##### Raw data
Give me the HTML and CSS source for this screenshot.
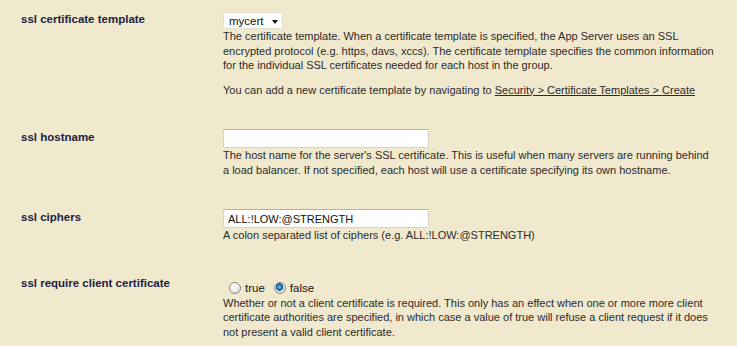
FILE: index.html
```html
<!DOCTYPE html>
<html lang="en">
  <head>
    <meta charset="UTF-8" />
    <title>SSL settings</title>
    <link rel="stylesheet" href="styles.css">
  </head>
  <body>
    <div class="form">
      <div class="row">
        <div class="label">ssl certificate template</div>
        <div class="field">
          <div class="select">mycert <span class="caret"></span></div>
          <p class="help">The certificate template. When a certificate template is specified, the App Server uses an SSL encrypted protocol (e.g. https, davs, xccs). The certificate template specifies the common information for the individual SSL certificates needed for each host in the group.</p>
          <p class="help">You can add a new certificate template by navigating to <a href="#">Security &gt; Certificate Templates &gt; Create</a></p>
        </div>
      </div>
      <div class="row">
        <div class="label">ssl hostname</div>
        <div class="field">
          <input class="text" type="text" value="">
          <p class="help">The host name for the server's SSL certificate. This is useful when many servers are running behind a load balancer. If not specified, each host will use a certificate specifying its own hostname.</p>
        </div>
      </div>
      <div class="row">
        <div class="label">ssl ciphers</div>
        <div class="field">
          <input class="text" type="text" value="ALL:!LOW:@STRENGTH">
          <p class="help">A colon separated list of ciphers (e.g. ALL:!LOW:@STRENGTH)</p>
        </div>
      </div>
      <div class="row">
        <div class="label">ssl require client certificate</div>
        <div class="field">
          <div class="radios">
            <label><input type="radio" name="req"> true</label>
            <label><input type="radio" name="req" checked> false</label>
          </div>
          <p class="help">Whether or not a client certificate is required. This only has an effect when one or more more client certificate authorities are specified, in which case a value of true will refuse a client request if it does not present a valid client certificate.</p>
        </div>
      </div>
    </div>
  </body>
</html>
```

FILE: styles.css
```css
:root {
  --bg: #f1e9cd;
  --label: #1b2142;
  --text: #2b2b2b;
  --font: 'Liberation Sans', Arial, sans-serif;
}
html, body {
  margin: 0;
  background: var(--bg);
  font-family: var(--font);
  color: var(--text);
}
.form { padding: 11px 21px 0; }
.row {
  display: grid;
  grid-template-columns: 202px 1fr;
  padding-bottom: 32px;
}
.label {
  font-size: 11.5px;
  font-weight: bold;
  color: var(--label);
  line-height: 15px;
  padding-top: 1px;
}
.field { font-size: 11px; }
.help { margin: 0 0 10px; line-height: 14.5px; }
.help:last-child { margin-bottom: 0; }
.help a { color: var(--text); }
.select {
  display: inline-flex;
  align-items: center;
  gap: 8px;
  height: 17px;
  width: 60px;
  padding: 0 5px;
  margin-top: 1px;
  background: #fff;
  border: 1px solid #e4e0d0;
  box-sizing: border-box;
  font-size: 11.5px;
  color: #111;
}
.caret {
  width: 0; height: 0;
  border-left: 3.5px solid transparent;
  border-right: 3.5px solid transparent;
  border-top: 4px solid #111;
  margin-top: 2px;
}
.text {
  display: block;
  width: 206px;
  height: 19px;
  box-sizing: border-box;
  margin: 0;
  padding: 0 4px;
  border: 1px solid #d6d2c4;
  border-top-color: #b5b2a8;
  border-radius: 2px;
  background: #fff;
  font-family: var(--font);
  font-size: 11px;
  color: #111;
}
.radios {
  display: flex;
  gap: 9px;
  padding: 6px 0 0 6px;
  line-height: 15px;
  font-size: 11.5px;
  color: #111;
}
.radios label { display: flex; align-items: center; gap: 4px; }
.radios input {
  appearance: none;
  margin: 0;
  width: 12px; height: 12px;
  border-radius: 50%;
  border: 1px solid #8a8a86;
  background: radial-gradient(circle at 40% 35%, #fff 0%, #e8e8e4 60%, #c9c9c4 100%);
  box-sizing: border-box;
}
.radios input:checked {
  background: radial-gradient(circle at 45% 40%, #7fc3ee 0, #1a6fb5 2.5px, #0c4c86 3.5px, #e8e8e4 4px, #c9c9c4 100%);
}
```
##########
• **Request**: Return to the listing above and set it down exactly, leaving out its pictures.

• **Response to the exercise**:
Give me the HTML and CSS source for this screenshot.
FILE: index.html
```html
<!DOCTYPE html>
<html lang="en">
  <head>
    <meta charset="UTF-8" />
    <title>SSL settings</title>
    <link rel="stylesheet" href="styles.css">
  </head>
  <body>
    <div class="form">
      <div class="row">
        <div class="label">ssl certificate template</div>
        <div class="field">
          <div class="select">mycert <span class="caret"></span></div>
          <p class="help">The certificate template. When a certificate template is specified, the App Server uses an SSL encrypted protocol (e.g. https, davs, xccs). The certificate template specifies the common information for the individual SSL certificates needed for each host in the group.</p>
          <p class="help">You can add a new certificate template by navigating to <a href="#">Security &gt; Certificate Templates &gt; Create</a></p>
        </div>
      </div>
      <div class="row">
        <div class="label">ssl hostname</div>
        <div class="field">
          <input class="text" type="text" value="">
          <p class="help">The host name for the server's SSL certificate. This is useful when many servers are running behind a load balancer. If not specified, each host will use a certificate specifying its own hostname.</p>
        </div>
      </div>
      <div class="row">
        <div class="label">ssl ciphers</div>
        <div class="field">
          <input class="text" type="text" value="ALL:!LOW:@STRENGTH">
          <p class="help">A colon separated list of ciphers (e.g. ALL:!LOW:@STRENGTH)</p>
        </div>
      </div>
      <div class="row">
        <div class="label">ssl require client certificate</div>
        <div class="field">
          <div class="radios">
            <label><input type="radio" name="req"> true</label>
            <label><input type="radio" name="req" checked> false</label>
          </div>
          <p class="help">Whether or not a client certificate is required. This only has an effect when one or more more client certificate authorities are specified, in which case a value of true will refuse a client request if it does not present a valid client certificate.</p>
        </div>
      </div>
    </div>
  </body>
</html>
```

FILE: styles.css
```css
:root {
  --bg: #f1e9cd;
  --label: #1b2142;
  --text: #2b2b2b;
  --font: 'Liberation Sans', Arial, sans-serif;
}
html, body {
  margin: 0;
  background: var(--bg);
  font-family: var(--font);
  color: var(--text);
}
.form { padding: 11px 21px 0; }
.row {
  display: grid;
  grid-template-columns: 202px 1fr;
  padding-bottom: 32px;
}
.label {
  font-size: 11.5px;
  font-weight: bold;
  color: var(--label);
  line-height: 15px;
  padding-top: 1px;
}
.field { font-size: 11px; }
.help { margin: 0 0 10px; line-height: 14.5px; }
.help:last-child { margin-bottom: 0; }
.help a { color: var(--text); }
.select {
  display: inline-flex;
  align-items: center;
  gap: 8px;
  height: 17px;
  width: 60px;
  padding: 0 5px;
  margin-top: 1px;
  background: #fff;
  border: 1px solid #e4e0d0;
  box-sizing: border-box;
  font-size: 11.5px;
  color: #111;
}
.caret {
  width: 0; height: 0;
  border-left: 3.5px solid transparent;
  border-right: 3.5px solid transparent;
  border-top: 4px solid #111;
  margin-top: 2px;
}
.text {
  display: block;
  width: 206px;
  height: 19px;
  box-sizing: border-box;
  margin: 0;
  padding: 0 4px;
  border: 1px solid #d6d2c4;
  border-top-color: #b5b2a8;
  border-radius: 2px;
  background: #fff;
  font-family: var(--font);
  font-size: 11px;
  color: #111;
}
.radios {
  display: flex;
  gap: 9px;
  padding: 6px 0 0 6px;
  line-height: 15px;
  font-size: 11.5px;
  color: #111;
}
.radios label { display: flex; align-items: center; gap: 4px; }
.radios input {
  appearance: none;
  margin: 0;
  width: 12px; height: 12px;
  border-radius: 50%;
  border: 1px solid #8a8a86;
  background: radial-gradient(circle at 40% 35%, #fff 0%, #e8e8e4 60%, #c9c9c4 100%);
  box-sizing: border-box;
}
.radios input:checked {
  background: radial-gradient(circle at 45% 40%, #7fc3ee 0, #1a6fb5 2.5px, #0c4c86 3.5px, #e8e8e4 4px, #c9c9c4 100%);
}
```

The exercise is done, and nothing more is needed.